13 de mayo, 2021
En toda conquista, sea sobre un pueblo o una cultura, el primer éxito es el predominio del lenguaje del vencedor sobre las voces del vencido, que van perdiendo sonoridad, lustre y uso.
Ya en el 500 a.C, a una pregunta de Tzu Lu, uno de sus discípulos cercanos, Confucio responde que si fuera llamado a administrar el país, su primera medida sería reformar el lenguaje. Tzu fue uno de los compiladores de las Analectas obra que, escrita en medio de una larga guerra territorial interna conocida como la era de los Reinos Combatientes, destaca el papel del lenguaje para unificar y reconstruir pacíficamente aquella sociedad.
Cuando en 1492 Nebrija entregó su Gramática Castellana a la reina Isabel, sabía que la proveía de un arma más poderosa que los arcabuces. Se requería para cristianizar a los nativos y para lograr que extrajeran oro, perlas, especias y frutos de sus tierras. La misión la sintetizaba Nebrija en carta a su soberana: “Después de que Su Alteza haya sometido a bárbaros pueblos y naciones de diversas lenguas, con la conquista vendrá la necesidad de aceptar las leyes que el conquistador impone a los conquistados”. La espada y la dominación colonial venían con la palabra.
Klemperer estudió el papel del lenguaje en el adoctrinamiento masivo aplicado por los nazis. En “LTI, La lengua del tercer Reich” describe la alteración de significados para manipular las palabras como redes de sometimiento al poder. En 1948 Orwell imaginó, con lúcida anticipación, la invención del crimen de pensamiento y el uso de tecnologías para imponer el pensamiento único en 1984.
Dice Octavio Paz que no sabe donde empieza el mal, si en las cosas o en las palabras. Que cuando estas se corrompen “los significados se vuelven inciertos, el sentido de nuestros actos y de nuestras obras también es inseguro”. Esa inseguridad comunicacional sirve al bloque dominante para construir nuevos términos, prohibir otros, perseguir y encarcelar por un mensaje en las redes o un artículo de opinión sobre un jerarca.
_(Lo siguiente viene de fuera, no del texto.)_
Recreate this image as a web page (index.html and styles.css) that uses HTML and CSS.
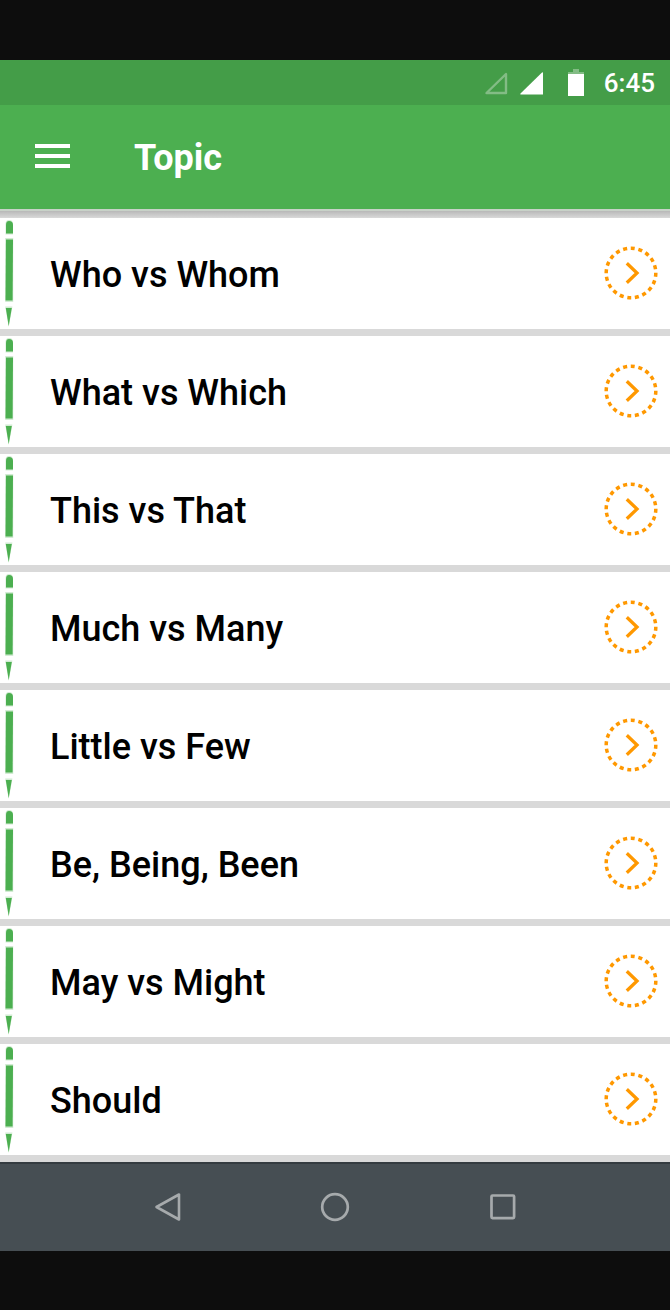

El objetivo del poder es hacer su discurso habla común e infiltrar a través de él, pensamientos autoritarios en la forma de pensar de la oposición. Una cooptación sofisticada para desvincular las ideas del lenguaje, vaciarlo de argumentación racional y ponernos a pensar con el cerebro del poder. Al ideologizar el discurso opositor y polarizarlo contra nosotros mismos, nuestro pensamiento pierde calidad democrática y posibilidad alternativa.
No habrá unidad mientras persista un discurso que en vez de distinguir y separar para aclarar acciones comunes, propague división, descalificaciones, exclusiones y pretensiones de razón absoluta. Ese lenguaje bloquea la conciencia de cambio y la formación democrática de un lenguaje cívico que es urgente practicar hoy.
Enfrentar el control autoritario exige cuestionar su neo-lengua que legitima la opresión y justifica la represión. Si la reproducimos, el poder de la palabra se convierte en la palabra del poder.
La oposición necesita descarrilar sus hábitos de pensamiento, innovar y renovar su lenguaje, aferrarse a la democracia para alcanzar virtud alternativa, tanto a la sumisión comunicacional que quiere imponerle el régimen como a la política sin horizonte opositor.
Hay que poner fin a la segregación de partidos que hoy transitan por el filo de una navaja que espera a la plataforma unitaria y a la propuesta de Salvación nacional de Guaidó.
El país requiere que nos unamos en el lenguaje de las coincidencias y actuar pacíficamente desde una rebelión eficaz del pensamiento, la palabra y la acción con la gente.